6.5 You authorise ATMOSPHERE to:
- exchange information with the owner of any Product purchased or used by you in connection with the Services and authorise that owner to use the information in the ordinary course of business; and
- obtain from or give to any credit providers or credit reporting agency information about your credit arrangements, such as information about your credit worthiness and history.
6.6 You authorise ATMOSPHERE to provide additional Product and Services and vary the Services and Fees if ATMOSPHERE is requested to do so by any person quoting your PIN number or password. ATMOSPHERE will confirm this on your next invoice (if any). Any additional Product and Services and any variations are provided subject to this Agreement.
6.7 All other variations to this Agreement must be in writing signed by both parties.
6.8 Where you comprise more than one person, this Agreement binds each of those persons jointly and severally.
6.9 This Agreement constitutes the entire agreement between ATMOSPHERE and you in relation to its subject matter.
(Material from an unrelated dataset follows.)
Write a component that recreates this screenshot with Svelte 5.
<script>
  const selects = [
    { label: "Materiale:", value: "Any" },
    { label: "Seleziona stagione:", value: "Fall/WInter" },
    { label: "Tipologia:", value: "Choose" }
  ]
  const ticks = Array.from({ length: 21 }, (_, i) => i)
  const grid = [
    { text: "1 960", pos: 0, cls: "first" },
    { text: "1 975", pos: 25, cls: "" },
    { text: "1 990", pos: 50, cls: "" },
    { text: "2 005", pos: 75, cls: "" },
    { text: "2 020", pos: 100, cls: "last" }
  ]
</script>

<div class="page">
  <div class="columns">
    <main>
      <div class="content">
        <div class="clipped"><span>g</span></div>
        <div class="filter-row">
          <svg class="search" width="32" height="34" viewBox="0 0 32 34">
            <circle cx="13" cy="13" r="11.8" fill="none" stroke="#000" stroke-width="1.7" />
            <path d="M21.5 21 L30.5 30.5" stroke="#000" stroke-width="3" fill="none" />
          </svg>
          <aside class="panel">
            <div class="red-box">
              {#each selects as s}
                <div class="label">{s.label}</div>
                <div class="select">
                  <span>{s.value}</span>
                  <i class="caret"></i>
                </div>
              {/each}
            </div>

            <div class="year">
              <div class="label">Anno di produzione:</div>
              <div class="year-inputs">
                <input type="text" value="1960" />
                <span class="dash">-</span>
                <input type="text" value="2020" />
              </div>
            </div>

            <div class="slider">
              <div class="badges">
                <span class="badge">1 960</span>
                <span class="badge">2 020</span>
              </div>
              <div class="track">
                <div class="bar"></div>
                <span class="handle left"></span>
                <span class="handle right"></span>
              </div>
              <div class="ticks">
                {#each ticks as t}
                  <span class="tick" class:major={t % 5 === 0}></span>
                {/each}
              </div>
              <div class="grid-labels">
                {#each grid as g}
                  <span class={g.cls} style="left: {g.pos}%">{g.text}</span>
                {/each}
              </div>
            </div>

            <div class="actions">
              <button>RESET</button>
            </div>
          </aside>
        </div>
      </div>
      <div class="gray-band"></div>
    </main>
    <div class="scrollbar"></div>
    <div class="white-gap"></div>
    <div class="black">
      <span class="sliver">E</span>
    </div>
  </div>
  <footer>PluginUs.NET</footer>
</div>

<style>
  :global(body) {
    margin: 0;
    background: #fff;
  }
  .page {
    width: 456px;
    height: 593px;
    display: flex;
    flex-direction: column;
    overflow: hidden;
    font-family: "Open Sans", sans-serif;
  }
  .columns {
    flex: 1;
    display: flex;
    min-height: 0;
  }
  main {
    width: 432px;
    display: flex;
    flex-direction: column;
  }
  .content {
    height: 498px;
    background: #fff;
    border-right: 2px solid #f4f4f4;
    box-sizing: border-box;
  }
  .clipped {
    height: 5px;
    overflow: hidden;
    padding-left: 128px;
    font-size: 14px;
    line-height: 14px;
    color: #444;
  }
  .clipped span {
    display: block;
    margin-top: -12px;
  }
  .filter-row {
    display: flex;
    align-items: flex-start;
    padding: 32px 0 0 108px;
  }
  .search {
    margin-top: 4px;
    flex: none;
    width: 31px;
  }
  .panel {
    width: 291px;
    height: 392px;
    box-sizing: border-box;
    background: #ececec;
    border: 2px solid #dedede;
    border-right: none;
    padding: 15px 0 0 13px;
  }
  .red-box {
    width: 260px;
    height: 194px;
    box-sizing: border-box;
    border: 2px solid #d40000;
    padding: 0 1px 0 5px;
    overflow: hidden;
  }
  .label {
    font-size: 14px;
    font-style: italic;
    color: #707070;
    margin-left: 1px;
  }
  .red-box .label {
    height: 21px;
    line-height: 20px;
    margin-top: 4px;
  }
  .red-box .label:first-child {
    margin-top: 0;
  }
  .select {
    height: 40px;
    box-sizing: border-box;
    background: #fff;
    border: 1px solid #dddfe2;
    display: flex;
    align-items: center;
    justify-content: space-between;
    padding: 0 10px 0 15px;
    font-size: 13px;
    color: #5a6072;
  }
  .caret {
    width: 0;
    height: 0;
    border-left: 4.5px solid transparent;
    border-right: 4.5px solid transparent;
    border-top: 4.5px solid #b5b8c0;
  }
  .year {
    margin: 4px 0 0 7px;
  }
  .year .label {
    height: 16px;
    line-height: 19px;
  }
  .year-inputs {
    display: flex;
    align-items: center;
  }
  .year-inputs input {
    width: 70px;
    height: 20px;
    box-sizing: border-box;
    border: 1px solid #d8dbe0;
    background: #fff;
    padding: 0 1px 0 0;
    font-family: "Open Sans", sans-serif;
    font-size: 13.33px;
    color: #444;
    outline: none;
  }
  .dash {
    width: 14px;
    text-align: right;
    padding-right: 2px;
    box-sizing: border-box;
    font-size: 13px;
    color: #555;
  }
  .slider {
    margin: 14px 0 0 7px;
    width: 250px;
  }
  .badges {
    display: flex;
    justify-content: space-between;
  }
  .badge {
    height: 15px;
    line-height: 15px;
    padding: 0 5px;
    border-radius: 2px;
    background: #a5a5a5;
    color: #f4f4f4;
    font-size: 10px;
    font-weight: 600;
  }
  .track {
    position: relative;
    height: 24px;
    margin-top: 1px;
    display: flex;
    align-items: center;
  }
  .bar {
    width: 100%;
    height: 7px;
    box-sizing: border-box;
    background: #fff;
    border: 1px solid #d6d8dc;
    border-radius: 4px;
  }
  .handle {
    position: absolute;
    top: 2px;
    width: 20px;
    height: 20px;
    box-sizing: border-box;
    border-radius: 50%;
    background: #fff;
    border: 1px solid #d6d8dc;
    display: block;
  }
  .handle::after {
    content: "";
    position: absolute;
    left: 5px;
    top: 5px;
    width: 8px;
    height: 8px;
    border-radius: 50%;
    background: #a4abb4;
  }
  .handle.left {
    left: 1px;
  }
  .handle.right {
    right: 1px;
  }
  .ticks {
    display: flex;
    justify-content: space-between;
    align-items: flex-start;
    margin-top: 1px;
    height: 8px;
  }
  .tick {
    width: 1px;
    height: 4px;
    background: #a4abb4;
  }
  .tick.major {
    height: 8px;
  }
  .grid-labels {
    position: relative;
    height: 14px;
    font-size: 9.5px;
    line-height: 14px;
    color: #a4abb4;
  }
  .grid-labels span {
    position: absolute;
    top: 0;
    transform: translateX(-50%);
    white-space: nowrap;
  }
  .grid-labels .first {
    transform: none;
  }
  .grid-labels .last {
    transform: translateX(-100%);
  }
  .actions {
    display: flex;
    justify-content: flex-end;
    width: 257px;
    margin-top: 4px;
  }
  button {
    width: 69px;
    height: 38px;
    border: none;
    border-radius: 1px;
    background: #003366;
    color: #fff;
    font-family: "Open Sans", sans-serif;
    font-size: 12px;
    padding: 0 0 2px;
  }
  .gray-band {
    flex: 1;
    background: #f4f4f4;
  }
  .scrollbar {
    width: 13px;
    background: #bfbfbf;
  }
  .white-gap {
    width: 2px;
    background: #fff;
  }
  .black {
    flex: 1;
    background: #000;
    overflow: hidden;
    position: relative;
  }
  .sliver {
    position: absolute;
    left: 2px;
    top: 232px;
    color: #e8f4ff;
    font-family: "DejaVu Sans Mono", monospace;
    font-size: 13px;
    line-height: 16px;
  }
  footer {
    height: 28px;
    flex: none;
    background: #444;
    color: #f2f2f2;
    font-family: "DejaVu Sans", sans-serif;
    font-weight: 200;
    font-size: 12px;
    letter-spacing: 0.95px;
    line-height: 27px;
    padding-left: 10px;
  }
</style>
All previous negotiations and representations are excluded.
6.10 ATMOSPHERE may at any time assign or deal with the whole or any part of this Agreement. You must not assign or deal with its rights or obligations under this Agreement without ATMOSPHERE's prior written consent.
6.11 Terms used in this document have a corresponding meaning to those in the application. "You" means the Customer specified in the application form. "Your" has a corresponding meaning.
7.1 Product is covered under warranty for the 1st year after purchase.